Cornell came into the picture when the group began looking for someone to facilitate the program and teach them drama. Panelist Bruce Levitt, professor of performing and media arts, said that he was incited by his colleague, Stephen Cole, retired associate professor of performing and media arts, to co-facilitate the group. After a year of working with the group, Levitt approached Marilyn Rivchin's documentary film class and asked for volunteers to participate in the making of a film about the group. Jamie Lewis '13 and Joey Triska '13, both film and computer science majors, responded and then worked with three Ithaca College (IC) students and an IC professor to produce a documentary about the Phoenix Players.

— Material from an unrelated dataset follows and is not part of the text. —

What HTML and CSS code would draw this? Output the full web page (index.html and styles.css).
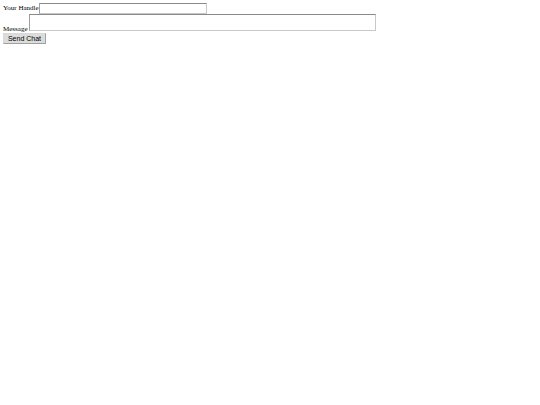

When the students first met the prisoners, panelist Triska recalled that he "wasn't sure what to expect. I was astounded by their reaction to us. They ... welcomed us." The prisoners were such a diverse group that "there are so many stories that we could have pulled out of the experience," said panelist Lewis. Levitt had said as much when he explained the project to the students, calling the inmates "engaged, driven men." The group collaborated with the prisoners throughout the spring of 2012; their efforts culminated in their own short 15-minute documentary for their class in April and will contribute to the longer 90-minute documentary to be completed next fall.

The collaboration exemplified what panelist Rebecca Stoltzfus, the provost's fellow for public engagement and professor of nutritional sciences, emphasized as three pillars of engaged learning: community, diversity and a sense of purpose and meaning. She said that Cornell's goal in the area of public engagement is "to be a leading university, where education, research and partnership act together to effect positive change in ourselves and the world." She added that this meant that it was not just "Cornell doing good things for the world … [but] in the process of engaging with the world, we also are learners."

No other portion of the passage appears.